If your process combines mixing and grinding in a single step, such as hamburger patty preparation, a mixer-grinder unit that integrates both functions can reduce footprint, handling steps, and overall processing time.
When is the best time of year to schedule a mixer upgrade?
The best time to schedule a food production mixer upgrade is during your facility’s lowest-demand production period, typically when seasonal volume drops or planned maintenance shutdowns are already scheduled. Aligning the installation with existing downtime minimises the operational disruption of replacing a central piece of processing equipment.
For meat processing facilities, this often means targeting periods outside peak seasonal demand, such as major holiday or festive production runs. For facilities with more stable year-round output, scheduling the upgrade around annual maintenance windows is the most practical approach.

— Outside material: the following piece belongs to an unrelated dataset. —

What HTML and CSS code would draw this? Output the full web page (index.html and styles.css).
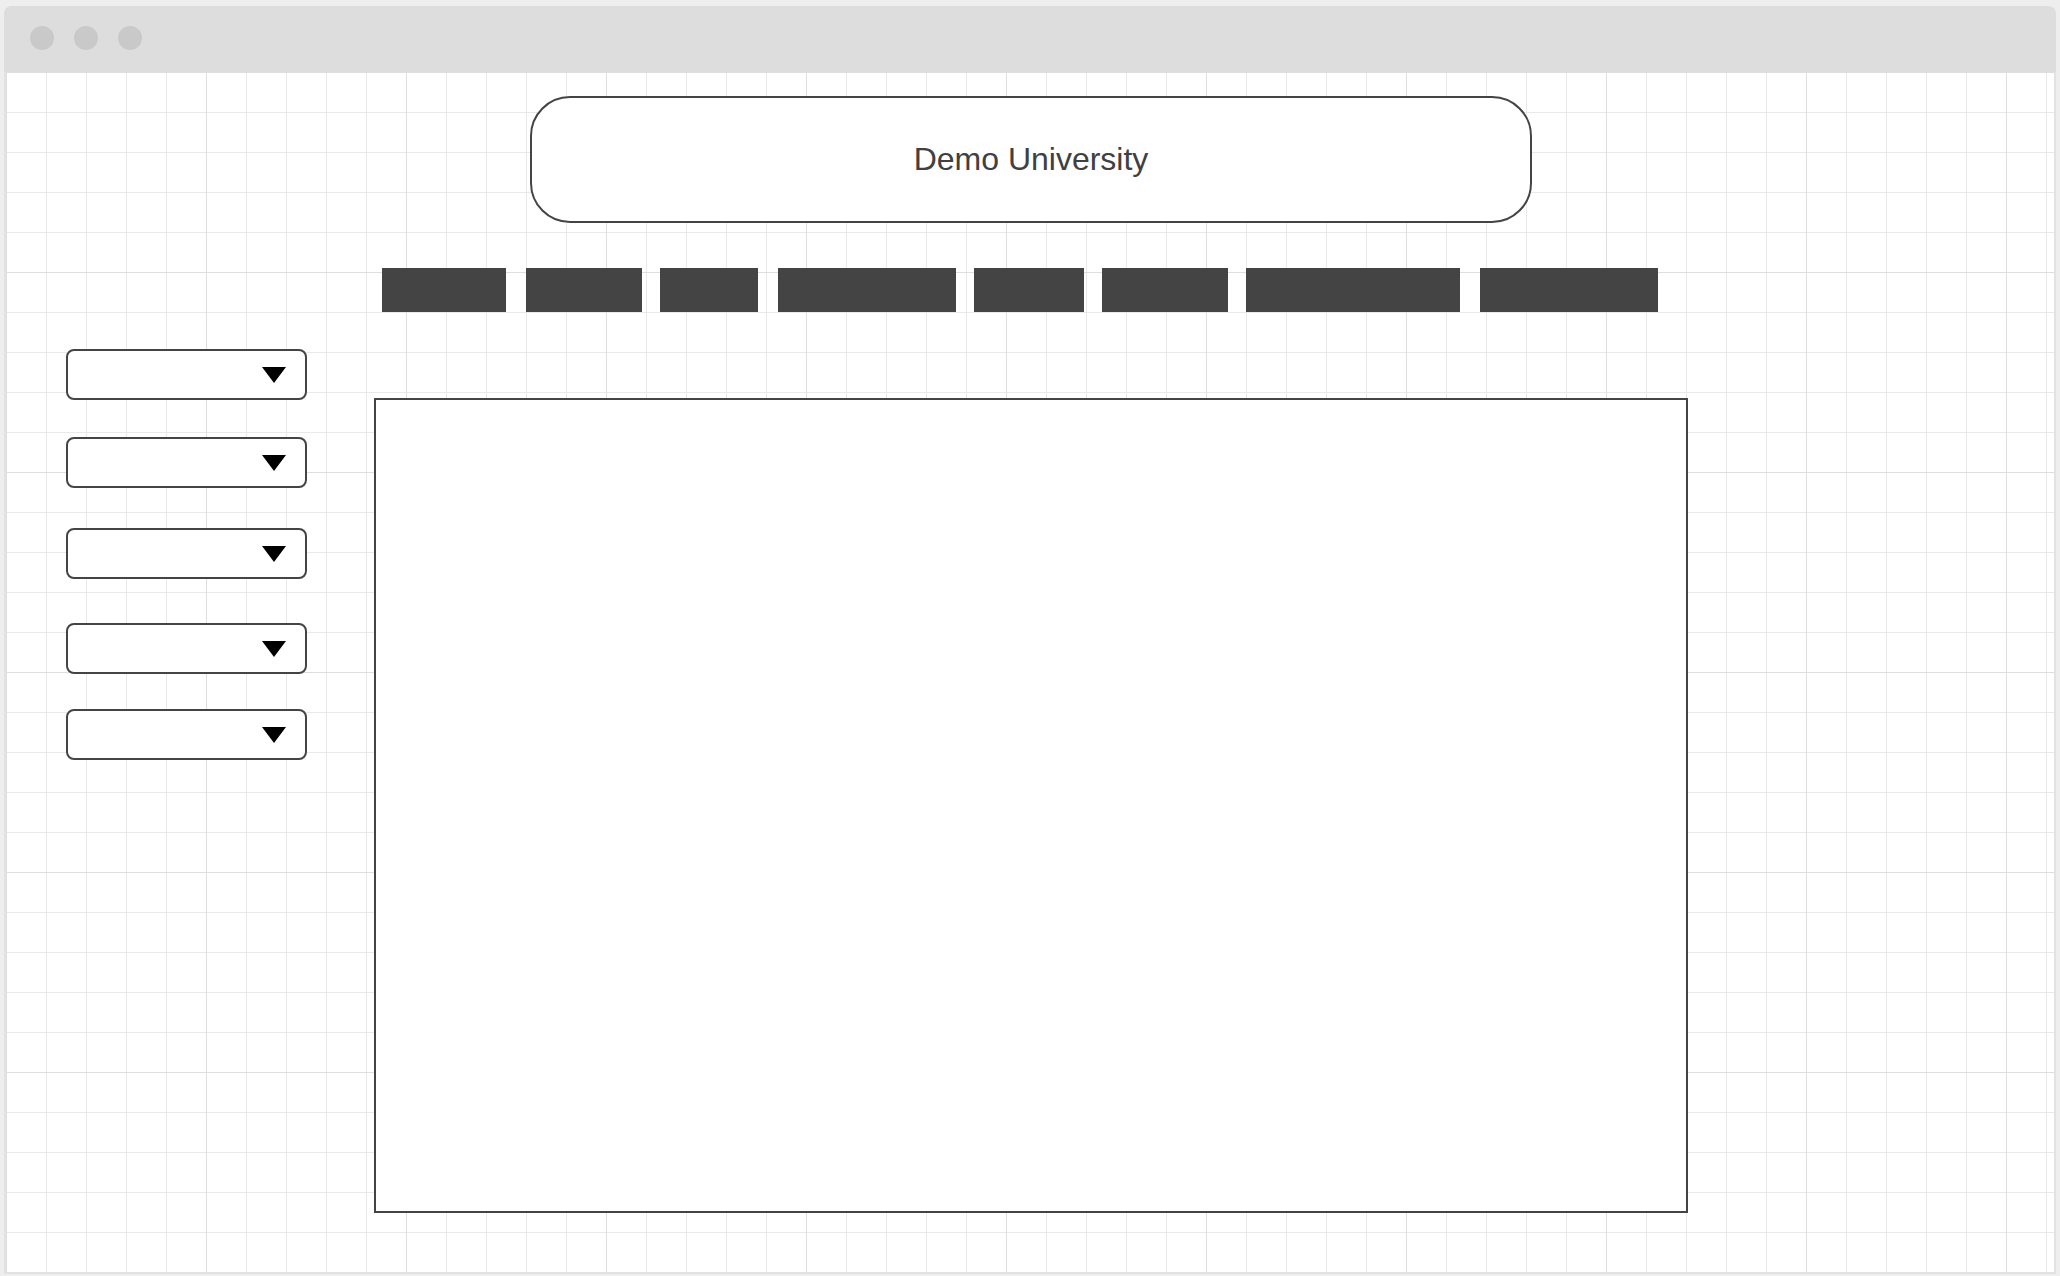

Beyond production timing, there are two other factors worth considering. First, lead times for industrial equipment can run from several weeks to a few months depending on specification and order volume. In 2026, supply chain conditions in the equipment manufacturing sector continue to make early ordering important. Starting the procurement process well in advance of your target installation date gives you flexibility and avoids pressure to accept a specification that does not quite fit your needs.
Second, if your facility undergoes regular third-party audits or inspections, scheduling the upgrade to complete before an audit date allows the new equipment to be assessed as part of your current setup rather than flagged as a recent change requiring additional documentation.
Planning the upgrade proactively, rather than reactively after a critical failure, almost always results in a better outcome. Reactive replacements compress decision timelines, limit specification options, and often mean installing temporary solutions that add cost without adding value.